Des viandes venues de Roumanie, de Pologne, etc. 

Spanghero, le fournisseur français de la viande pour des lasagnes de Findus, accuse le producteur d'être à l'origine de cette tromperie. Le groupe a ainsi affirmé qu'il poursuivrait le producteur roumain auprès duquel il s'était approvisionné. "Nous avons acheté de la viande de bœuf origine Europe et nous l'avons revendue. S'il s'agissait bien de cheval, nous allons nous retourner contre le fournisseur roumain", a précisé Barthélémy Aguerre, président de Spanghero.

Ce dernier n’était pas en mesure de préciser l’identité du fournisseur roumain, avec lequel Spanghero avait semble-t-il déjà fait affaire dans le passé, indique Sud-Ouest. Selon Barthélémy Aguerre, Spanghero avait acheté cette viande par l’intermédiaire d’un trader basé aux Pays-Bas. D’après lui, la Roumanie ne représente qu’une part minime des approvisionnements extérieurs du groupe, "pour lesquels la Pologne est majoritaire", poursuit le quotidien. "La Hongrie , la Bulgarie, l’Irlande et l’Allemagne figurent aussi parmi les pays d’origine de ces viandes exportées."

... et destinées, entre autres, à la France et à l'Italie 

Selon le président de l'association Romalimenta qui regroupe les patrons roumains de l'alimentaire, Sorin Minea, il existe en Roumanie trois abattoirs qui abattent des chevaux et exportent la viande vers des pays de l'UE, notamment la France et l'Italie"C'est une opération légale qui se fait selon les normes en vigueur", a-t-il souligné. "Je suis sûr que l'importateur savait que ce n'est pas du bœuf, car le cheval a un goût, une couleur et une texture particuliers", a-t-il assuré. 

Sorin Minea a par ailleurs précisé que les importateurs font généralement des analyses pour vérifier la qualité de la viande. "Mais afin de déterminer le type de viande, il faut effectuer une analyse spécifique et cela se fait uniquement si on a une suspicion particulière", a-t-il expliqué. Selon le ministère roumain de l'Agriculture, qui enquête sur l'origine de cette viande,  deux abattoirs roumains seraient impliqués. "S'il s'avère que la viande provenait de Roumanie et que la législation a été violée, les coupables seront sanctionnés", a déclaré le ministère, appelant toutefois à la "prudence" tant que l'origine de la viande n'a pas été déterminée.

Au Royaume-Uni, les politiques s'emparent du dossier

Pour le Premier ministre britannique, David Cameron, cette "histoire très choquante est tout à fait inacceptable". Elle suscite un problème "de confiance", a-t-il estimé vendredi depuis Bruxelles, insistant sur la nécessité d'étiqueter correctement les produits.
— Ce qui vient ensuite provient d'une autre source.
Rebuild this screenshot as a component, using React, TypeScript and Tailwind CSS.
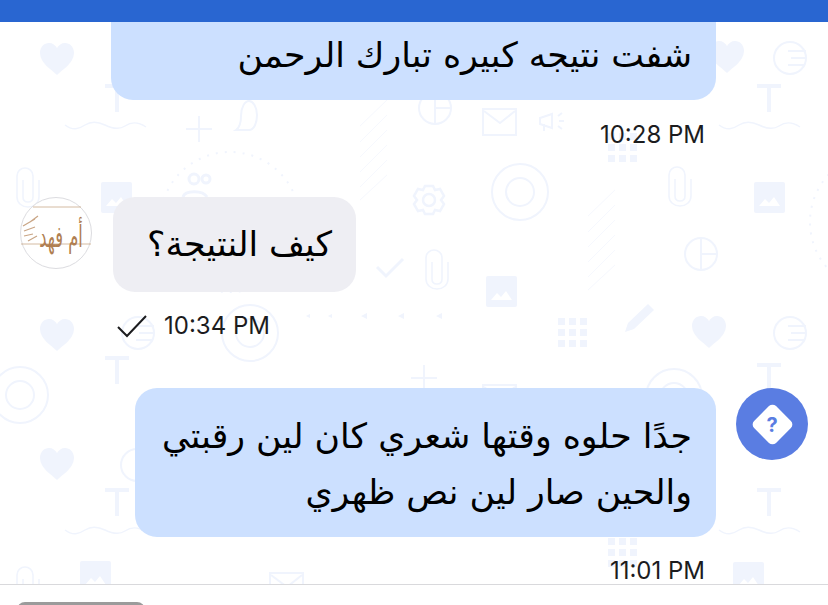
const ink = "#f0f4fd";

const Heart = ({ x, y }: { x: number; y: number }) => (
  <path transform={`translate(${x} ${y})`} d="M0 17C-5 12-17 5-17-5c0-6 4-10 9-10 4 0 6 2 8 5 2-3 4-5 8-5 5 0 9 4 9 10C17 5 5 12 0 17Z" fill={ink} />
);
const Tee = ({ x, y }: { x: number; y: number }) => (
  <path transform={`translate(${x} ${y})`} d="M-12-13H12M0-13V13" fill="none" stroke={ink} strokeWidth="4" />
);
const Wave = ({ x, y }: { x: number; y: number }) => (
  <path transform={`translate(${x} ${y})`} d="M0 0c8 6 14 4 20 0s12-4 20 0 14 5 20 1 12-5 21 1" fill="none" stroke={ink} strokeWidth="1.5" />
);
const Clip = ({ x, y }: { x: number; y: number }) => (
  <path transform={`translate(${x} ${y})`} d="M-5-6V11c0 3 2 5 5 5s5-2 5-5V-10c0-5-4-8-8-8s-8 3-8 8V11c0 6 5 10 11 10s11-4 11-10V-6" fill="none" stroke={ink} strokeWidth="1.6" />
);
const Photo = ({ x, y }: { x: number; y: number }) => (
  <g transform={`translate(${x} ${y})`}>
    <rect x="0" y="0" width="31" height="31" rx="2" fill={ink} />
    <path d="M5 24l6-7 4 4 5-6 6 9Z" fill="#fff" />
  </g>
);
const Striped = ({ x, y }: { x: number; y: number }) => (
  <g transform={`translate(${x} ${y})`} fill="none" stroke={ink} strokeWidth="2">
    <circle r="16" />
    <path d="M-2-7H16M1 0H17M-2 7H15" />
  </g>
);
const Pie = ({ x, y }: { x: number; y: number }) => (
  <g transform={`translate(${x} ${y})`} fill="none" stroke={ink} strokeWidth="2">
    <circle r="16" />
    <path d="M0-16V16M0 0H16" />
  </g>
);
const Ring = ({ x, y }: { x: number; y: number }) => (
  <g transform={`translate(${x} ${y})`} fill="none" stroke={ink} strokeWidth="2">
    <circle r="28" />
    <circle r="14" />
  </g>
);
const Mail = ({ x, y }: { x: number; y: number }) => (
  <g transform={`translate(${x} ${y})`} fill="none" stroke={ink} strokeWidth="2">
    <rect x="0" y="0" width="33" height="26" />
    <path d="M1 2l16 12L32 2" />
  </g>
);
const Dots = ({ x, y }: { x: number; y: number }) => (
  <g transform={`translate(${x} ${y})`} fill={ink}>
    {[0, 11, 22].map((a) =>
      [0, 11, 22].map((b) => <rect key={`${a}-${b}`} x={a} y={b} width="7" height="7" />),
    )}
  </g>
);
const Plus = ({ x, y }: { x: number; y: number }) => (
  <path transform={`translate(${x} ${y})`} d="M-13 0H13M0-13V13" fill="none" stroke={ink} strokeWidth="2" />
);
const Hatch = ({ x, y }: { x: number; y: number }) => (
  <path
    transform={`translate(${x} ${y})`}
    d="M0 26L27 0M0 42L27 15M0 57L27 30M0 72L27 45M0 87L27 60M0 100L27 75"
    fill="none"
    stroke="#f6f8fe"
    strokeWidth="1"
  />
);

function Wallpaper() {
  return (
    <svg className="absolute inset-0" width="828" height="605" viewBox="0 0 828 605">
      <Heart x={57} y={58} />
      <Heart x={57} y={334} />
      <Heart x={57} y={463} />
      <Heart x={709} y={331} />
      <Heart x={727} y={56} />
      <Tee x={117} y={99} />
      <Tee x={117} y={371} />
      <Tee x={117} y={503} />
      <Tee x={769} y={99} />
      <Tee x={769} y={378} />
      <Tee x={769} y={503} />
      <Wave x={65} y={125} />
      <Wave x={65} y={530} />
      <Wave x={719} y={125} />
      <Wave x={719} y={530} />
      <Clip x={28} y={186} />
      <Clip x={28} y={585} />
      <Clip x={680} y={185} />
      <Clip x={437} y={268} />
      <Photo x={101} y={182} />
      <Photo x={80} y={561} />
      <Photo x={754} y={182} />
      <Photo x={486} y={276} />
      <Photo x={733} y={562} />
      <Striped x={790} y={58} />
      <Striped x={790} y={333} />
      <Striped x={138} y={333} />
      <Striped x={137} y={465} />
      <Pie x={435} y={108} />
      <Pie x={701} y={254} />
      <Ring x={520} y={192} />
      <Ring x={250} y={333} />
      <Ring x={674} y={397} />
      <Ring x={20} y={395} />
      <Mail x={483} y={109} />
      <Mail x={483} y={385} />
      <Mail x={270} y={573} />
      <Dots x={608} y={133} />
      <Dots x={558} y={318} />
      <Dots x={608} y={538} />
      <Plus x={199} y={129} />
      <Plus x={424} y={378} />
      <Hatch x={360} y={100} />
      <Hatch x={588} y={190} />
      <circle cx="230" cy="222" r="70" fill="none" stroke={ink} strokeWidth="2" strokeDasharray="2 7" />
      <circle cx="880" cy="222" r="70" fill="none" stroke={ink} strokeWidth="2" strokeDasharray="2 7" />
      {/* speech bubble */}
      <path d="M236 130c3-2 5-8 5-14 0-9 4-15 8-15s8 6 8 14-3 15-8 15Z" fill="none" stroke={ink} strokeWidth="2" />
      {/* people */}
      <g fill="none" stroke={ink} strokeWidth="3">
        <circle cx="194" cy="179" r="5" />
        <circle cx="206" cy="179" r="4" />
        <path d="M183 197c2-7 20-7 24 0" />
      </g>
      {/* megaphone */}
      <path d="M540 118l12-4v14l-12-4ZM544 124v7M558 116l4-3M559 121h5M558 126l4 3" fill="none" stroke={ink} strokeWidth="2" />
      {/* gear */}
      <g transform="translate(429 200)" fill="none" stroke={ink} strokeWidth="2.5">
        <circle r="6" />
        <path d="M-4-14H4L6-10 11-11 15-4 12 0 15 4 11 11 6 10 4 14H-4L-6 10-11 11-15 4-12 0-15-4-11-11-6-10Z" />
      </g>
      {/* check, pencil, arrows */}
      <path d="M377 267l9 9 17-17" fill="none" stroke={ink} strokeWidth="3" />
      <path d="M625 332l3-9 20-19 6 6-20 19Z" fill={ink} />
      <path d="M361 316l6-3v6ZM398 316l6-3v6ZM436 316l6-3v6ZM306 316l4-2v4ZM328 316l4-2v4Z" fill={ink} />
    </svg>
  );
}

function BrandAvatar() {
  return (
    <div className="flex h-[72px] w-[72px] shrink-0 items-center justify-center rounded-full border border-[#dcdce0] bg-white">
      <svg width="70" height="70" viewBox="0 0 70 70">
        <path d="M12 9H60M0 46H70" fill="none" stroke="#c9a98c" strokeWidth="0.8" />
        <path d="M2 28l12-7M3 33l11-4M3 38l9-2M7 43l9-5M9 24l8-6" fill="none" stroke="#c9a585" strokeWidth="1.2" />
        <text
          transform="translate(40 49) scale(0.68 1.25)"
          textAnchor="middle"
          fontSize="24"
          fill="#b07f52"
          fontFamily="'DejaVu Sans', sans-serif"
          direction="rtl"
        >
          أم فهد
        </text>
      </svg>
    </div>
  );
}

function HelpAvatar() {
  return (
    <div className="flex h-[72px] w-[72px] shrink-0 items-center justify-center rounded-full bg-[#5a7de2]">
      <div className="flex h-[31px] w-[31px] rotate-45 items-center justify-center rounded-[5px] bg-white">
        <span className="-rotate-45 font-['Inter',sans-serif] text-[20px] font-bold text-[#5a7de2]">?</span>
      </div>
    </div>
  );
}

function Stamp({ time }: { time: string }) {
  return <span className="font-['Inter',sans-serif] text-[24px] leading-[26px] text-[#1c1c1e]">{time}</span>;
}

export default function App() {
  return (
    <div className="relative flex h-[605px] w-[828px] flex-col overflow-hidden bg-white font-['DejaVu_Sans',sans-serif]">
      <Wallpaper />

      <header className="relative h-[22px] shrink-0 bg-[#2966d1]" />

      <main className="relative flex flex-1 flex-col">
        <div className="ml-[111px] mr-[112px] flex h-[78px] items-center justify-start rounded-b-[22px] bg-[#cce0ff] px-6 pb-[13px]" dir="rtl">
          <p className="text-[34.7px] leading-[56px] text-black">شفت نتيجه كبيره تبارك الرحمن</p>
        </div>
        <div className="mr-[123px] mt-[22px] flex justify-end">
          <Stamp time="10:28 PM" />
        </div>

        <div className="ml-5 mt-[49px] flex items-start gap-[21px]">
          <BrandAvatar />
          <div className="w-[243px] rounded-[22px] bg-[#eeeef3] px-6 py-[19px]" dir="rtl">
            <p className="text-[34.7px] leading-[57px] text-black">كيف النتيجة؟</p>
          </div>
        </div>
        <div className="ml-[117px] mt-[21px] flex items-center gap-[17px]">
          <svg width="30" height="24" viewBox="0 0 30 24" fill="none" stroke="#1c1c1e" strokeWidth="2">
            <path d="M1 13l9 9L29 2" />
          </svg>
          <Stamp time="10:34 PM" />
        </div>

        <div className="mr-5 mt-[49px] flex items-start justify-end gap-5">
          <div className="w-[581px] rounded-[22px] bg-[#cce0ff] px-6 pb-[17px] pt-[20px]" dir="rtl">
            <p className="text-[34.7px] leading-[56px] text-black">
              جدًا حلوه وقتها شعري كان لين رقبتي
              <br />
              والحين صار لين نص ظهري
            </p>
          </div>
          <HelpAvatar />
        </div>
        <div className="mr-[123px] mt-[21px] flex justify-end">
          <Stamp time="11:01 PM" />
        </div>
      </main>

      <footer className="relative h-[21px] shrink-0 border-t border-[#d9d9dc] bg-white">
        <div className="ml-[17px] mt-[17px] h-[10px] w-[128px] rounded-t-[8px] bg-[#9b9b9b]" />
      </footer>
    </div>
  );
}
Le secrétaire d'Etat britannique à l'Environnement, Owen Paterson, a pour sa part annoncé qu'il allait organiser un "sommet de la viande de cheval" avec l'Agence britannique de sécurité alimentaire (FSA) et les distributeurs. "J'ai le désagréable sentiment qu'il s'agit en fait d'un complot criminel et c'est pourquoi il est tout à fait normal que la FSA se rapproche de la police métropolitaine, qui coopère avec d'autres polices en Europe", a-t-il déclaré à la BBC.

A ce stade, Scotland Yard n'a pas ouvert d'enquête, mais les autorités sanitaires britanniques évoquent deux "causes possibles". "La première relève d'une grave négligence, mais la deuxième hypothèse est de nature pénale (...) si quelqu'un a délibérément substitué un produit à un autre", selon la FSA.